媒介契約やインスペクションの注目度アップ
以前は媒介契約(一般・専任・専属専任)の違いをよく理解していない売主も多かったのですが、最近はネット情報の影響で、契約内容を比較して選ぶ方が増えています。
特に専任媒介のメリット(販売活動の一元化・進捗報告義務など)を理解して指名するケースが目立ちます。
また、インスペクション(建物検査)は、2020年代前半までは「新築じゃないなら一応やるか」程度の認識でしたが、今は“売れるための必須条件”になりつつあります。
検査済みというだけで、内覧予約数が1.5倍になる事例もありました。
2025年以降に不動産を売却する人へのアドバイス
「2025年から先、不動産価格は下がるのか、それとも維持されるのか?」
売却を検討している人にとって、この答えはとても気になりますよね。
でも、正直に言うと“絶対の正解”はありません。
ただ、今の不動産市況を踏まえれば、動き方のヒントは確実にあります。
ここでは2025年以降に売却を考える方へ、現場での経験からアドバイスをお伝えします。
今後の市況予測と売却戦略
多くのアナリストは、2025〜2027年にかけて「緩やかな価格調整」があると見ています。
理由は、金利の上昇傾向と新築供給の増加、そして人口減少です。
私の実感としても、「高値更新ペースは落ち着きつつある」状態です。
とはいえ、立地や条件次第では依然として高値成約も可能。
つまり、全体が下がるのではなく、物件ごとの差がさらに拡大します。
戦略としては、
- 価格が高止まりしている間に売る「先行逃げ切り型」
- 価値を高めるリフォームや情報開示で選ばれる物件にする「付加価値型」
この2つが有効です。
査定価格に振り回されないために
売却相談の現場でよくあるのが、「一番高い査定額を出した会社に決める」ケース。
気持ちは分かりますが、これが失敗の原因になることも多いです。
不動産会社によって査定額が数百万円違うことは珍しくありません。
高く提示したのは単なる“媒介契約を取るための数字”ということもあります。
実際に私が関わった案件で、最初は高額査定を信じて半年売れず、結局300万円値下げして売れたケースがありました。

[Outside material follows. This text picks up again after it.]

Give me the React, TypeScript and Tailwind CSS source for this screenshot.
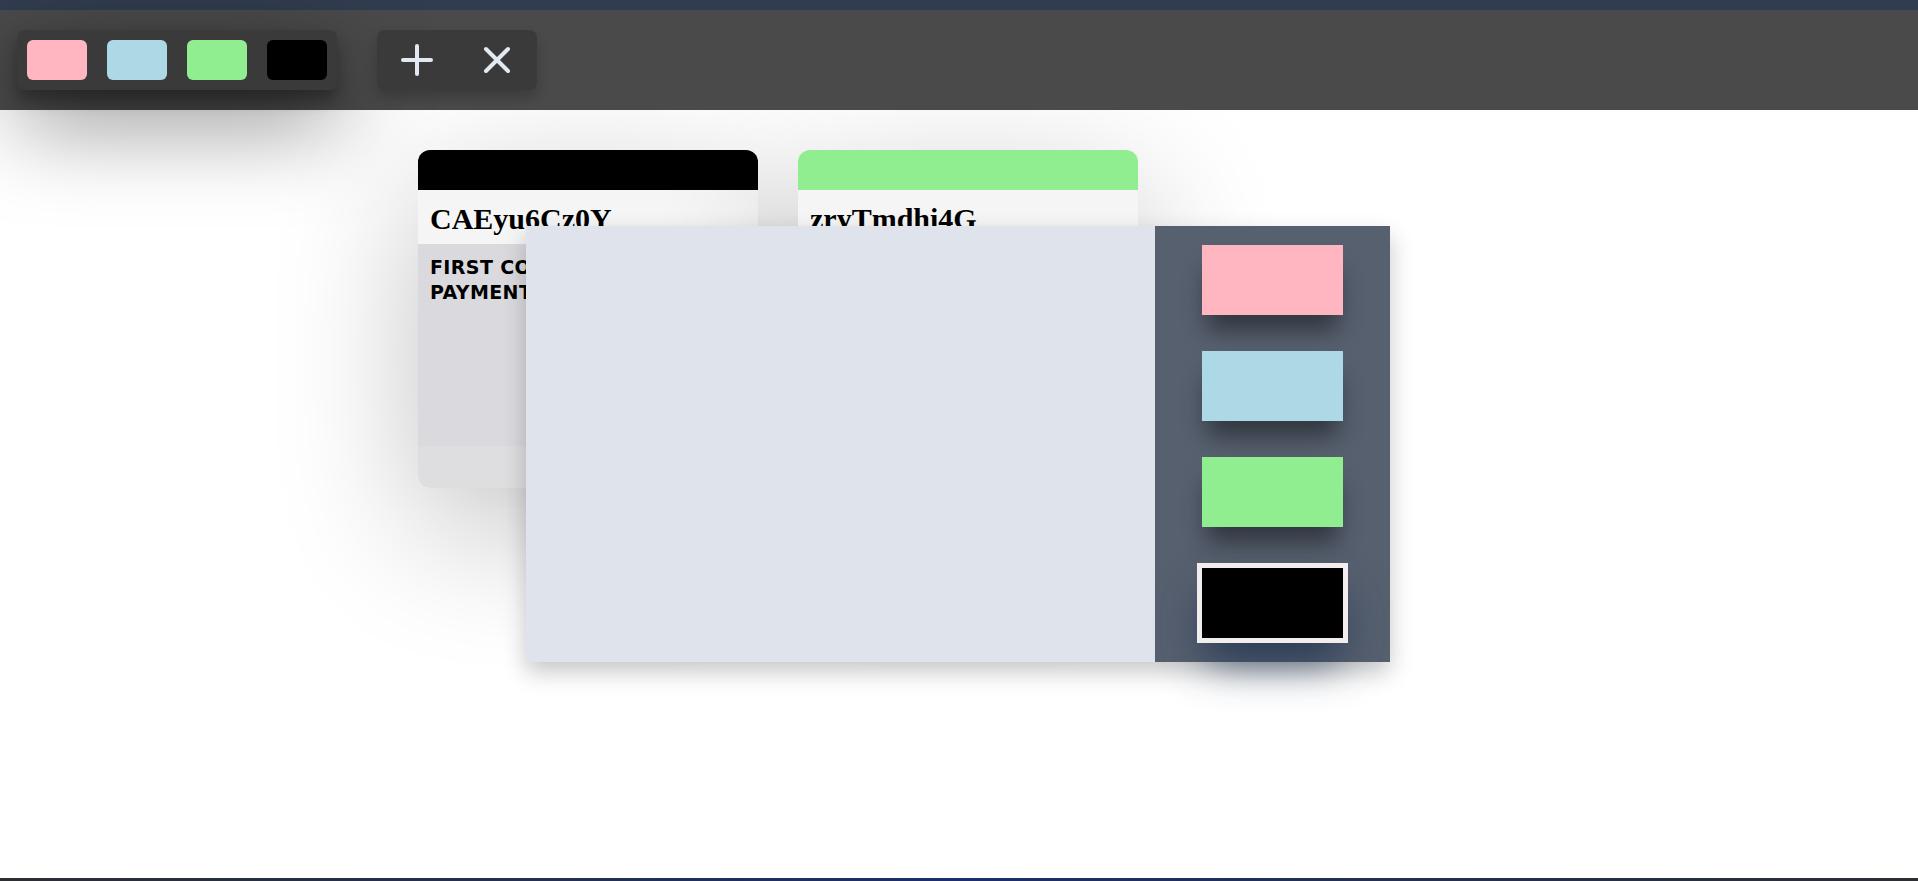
import React from 'react';

const PALETTE = ['#ffb6c1', '#add8e6', '#90ee90', '#000000'];

const CARDS = [
  { id: 'CAEyu6Cz0Y', color: '#000000', body: 'FIRST CONSULTATION PAYMENT' },
  { id: 'zryTmdhi4G', color: '#90ee90', body: 'SECOND PAYMENT' },
];

const PlusIcon = () => (
  <svg width="36" height="36" viewBox="0 0 36 36" fill="none" stroke="#e3e9f1" strokeWidth="4" strokeLinecap="round">
    <path d="M4 18h28M18 4v28" />
  </svg>
);

const CloseIcon = () => (
  <svg width="36" height="36" viewBox="0 0 36 36" fill="none" stroke="#e3e9f1" strokeWidth="4" strokeLinecap="round">
    <path d="M7 7l22 22M29 7L7 29" />
  </svg>
);

const Card = ({ id, color, body }: { id: string; color: string; body: string }) => (
  <div className="w-[340px] h-[338px] rounded-xl overflow-hidden flex flex-col shadow-[0_40px_140px_rgba(0,0,0,0.24)]">
    <div className="h-10" style={{ background: color }} />
    <div className="bg-[#f5f5f6] pl-3 pt-[12px] pb-[8px] h-[54px]">
      <h2 className="text-[30px] leading-[34px] font-bold text-black" style={{ fontFamily: '"Liberation Serif", serif' }}>
        {id}
      </h2>
    </div>
    <div className="flex-1 bg-[#dadade] px-3 pt-[11px]">
      <p
        className="text-[19px] leading-[25px] font-bold uppercase text-black tracking-[0.02em]"
        style={{ fontFamily: '"DejaVu Sans", sans-serif' }}
      >
        {body}
      </p>
    </div>
    <div className="h-[42px] bg-[#dedee1]" />
  </div>
);

export default function App() {
  const selected = 3;

  return (
    <div className="relative min-h-screen flex flex-col bg-white overflow-hidden">
      <div className="h-[10px] bg-[#323c50]" />

      {/* Toolbar */}
      <header className="relative z-10 h-[100px] bg-[#4a4a4a] flex items-center pl-[17px] gap-10">
        <div className="flex gap-5 p-[10px] rounded-lg bg-[#3a3a3a] shadow-[0_10px_15px_rgba(0,0,0,0.3),0_30px_90px_rgba(0,0,0,0.5)]">
          {PALETTE.map(c => (
            <button key={c} className="w-[60px] h-10 rounded-md" style={{ background: c }} />
          ))}
        </div>
        <div className="flex rounded-lg bg-[#3a3a3a] shadow-[0_8px_14px_rgba(0,0,0,0.2)]">
          <button className="w-20 h-[60px] flex items-center justify-center">
            <PlusIcon />
          </button>
          <button className="w-20 h-[60px] flex items-center justify-center">
            <CloseIcon />
          </button>
        </div>
      </header>

      {/* Cards */}
      <main className="flex-1 flex items-start gap-10 pl-[418px] pt-10">
        {CARDS.map(card => (
          <Card key={card.id} {...card} />
        ))}
      </main>

      <div className="h-[3px] bg-gradient-to-r from-[#2c2e33] via-[#1c2f6a] to-[#2c2e33]" />

      {/* Colour picker overlay */}
      <div className="absolute z-20 left-[526px] top-[226px] w-[864px] h-[436px] flex shadow-[0_10px_22px_rgba(0,0,0,0.22)]">
        <div className="flex-1 bg-[#dfe3eb]" />
        <div className="w-[235px] bg-[#57606f] flex flex-col items-center justify-center gap-9">
          {PALETTE.map((c, i) => (
            <button
              key={c}
              className={
                i === selected
                  ? 'box-content w-[141px] h-[70px] border-[5px] border-[#f3eded] shadow-[0_25px_45px_-8px_rgba(30,50,80,0.85)]'
                  : 'w-[141px] h-[70px] shadow-[0_20px_25px_-5px_rgba(0,0,0,0.45)]'
              }
              style={{ background: c }}
            />
          ))}
        </div>
      </div>
    </div>
  );
}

相場感をつかむためには、最低3社の査定を比較し、その根拠を必ず確認することが大事です。
売却するなら「どんな物件が有利」?
2025年以降に有利なのは、
- 駅徒歩10分以内の利便性が高い物件
- 管理状態や修繕履歴がしっかりしているマンション
- 庭付きや駐車場付きなど生活の快適性が高い戸建て
反対に、築古で設備更新がされていない物件は価格競争に巻き込まれやすいです。
その場合、外壁塗装や水回り交換など、見た目と使い勝手を改善する投資が成約スピードを大きく変えます。
成功事例に学ぶ!コロナ後の上手な売却法
ある売主は、地方都市の築20年戸建てを売却するにあたり、インスペクション+軽リフォーム+ホームステージングを実施。
総額80万円の投資でしたが、結果的に相場より120万円高く売れました。
別のケースでは、都心ワンルームを売却する際に、賃貸契約の更新時期を考慮して空室状態で販売。
内覧の自由度が上がり、想定より2カ月早く成約しました。
どちらにも共通しているのは、「買主が安心・納得できる状態」を作ってから売り出したという点です。
価格交渉の場面でも、情報や状態の透明性が強い武器になります。